The Department of Nuclear Medicine at Inkosi Albert Luthuli Central Hospital treated the first 11 patients with metastatic castrate-resistant prostate cancer in January 2023 with Actininum-225 PSMA and Actininum-225 DOTATATE under the leadership of Prof Mariza Vorster.

Inkosi Albert Luthuli Central Hospital (IALCH)/ University of KwaZulu Natal’s Nuclear Medicine department became the second site in the country, the first in the province and one of only a handful globally to label 225Actinium- PSMA and Actininum-225 DOTATATE in-house and provide targeted alpha therapy to prostate cancer patients and patients with metastatic neuroendocrine tumours.

Actinium-225 PSMA is targeted radionuclide therapy that is given as an outpatient, where a total of on average 4 doses are usually needed and administered at 2-month intervals. There is a growing body of evidence that demonstrates remarkable responses with improved survival and quality of life in heavily pre-treated castrate resistant prostate cancer patients who have no other treatment options.

Prostate-specific membrane antigen (PSMA) is overexpressed in metastatic prostate cancer and has been found to be a suitable target for imaging and therapy. The 225Ac labelled derivative, 225Ac-PSMA-617, has shown a remarkable therapeutic efficacy in mCRPC patients and has fewer and less severe side effects compared to chemotherapy. Patients initially undergo 68Ga-PSMA-11 positron-emission tomography/computed tomography (PET/CT) before 225Ac-PSMA-617 treatment to determine whether there is sufficient expression of the PSMA target.

This therapy will likely have a huge impact on the lives of patients with prostate cancer who are not responsive to other therapies, and should provide some much needed hope for these patients. The therapy will also save costs for the health department as targeted therapies have less side effects compared to systemic therapies. Prof Mariza Vorster brings several years’ worth of expertise form Steve Biko Academic Hospital’s Nuclear Medicine department. That department, under the leadership of Prof Mike Sathekge, has pioneered targeted alpha therapy (TAT) with 225Ac-PSMA in the continent and has clearly demonstrated its remarkable impact.
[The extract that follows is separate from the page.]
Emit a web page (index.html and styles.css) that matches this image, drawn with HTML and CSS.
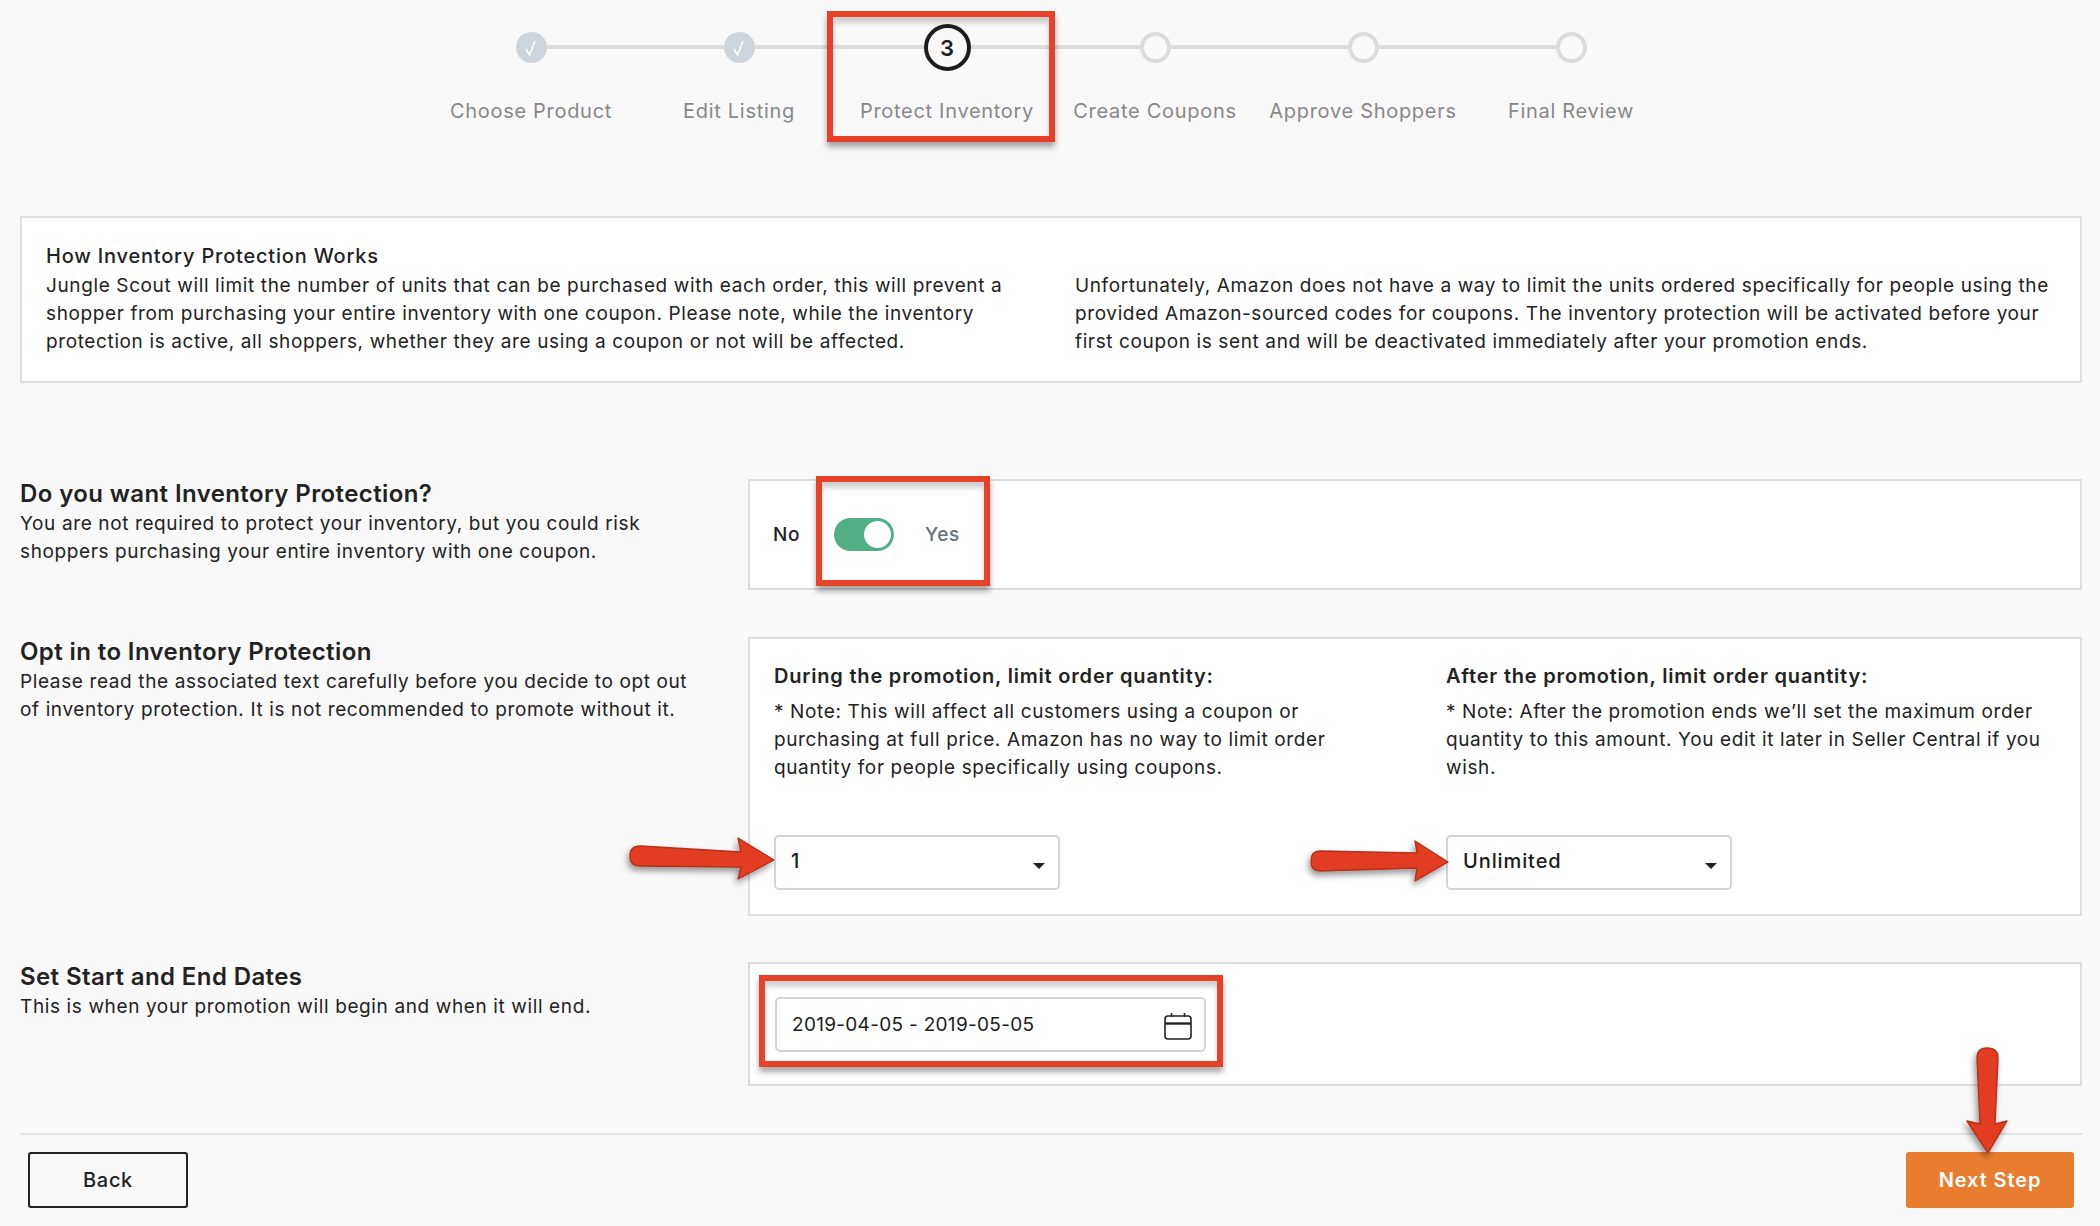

Until now, our patients have been travelling all the way to Steve Biko Academic Hospital via ambulance for treatment with 225Ac-PSMA. IALCH had secured only 2 slots every 2 months due to the high demand of 225Ac-PSMA with the increasing incidence of prostate cancer globally. Having access to this form of therapy locally, allows us to reach and help more patients. Prof Vorster has expressed her heartfelt gratitude to the medical management at IALCH and the entire team at IALCH’s department of Nuclear Medicine, for their integral roles in realising this dream.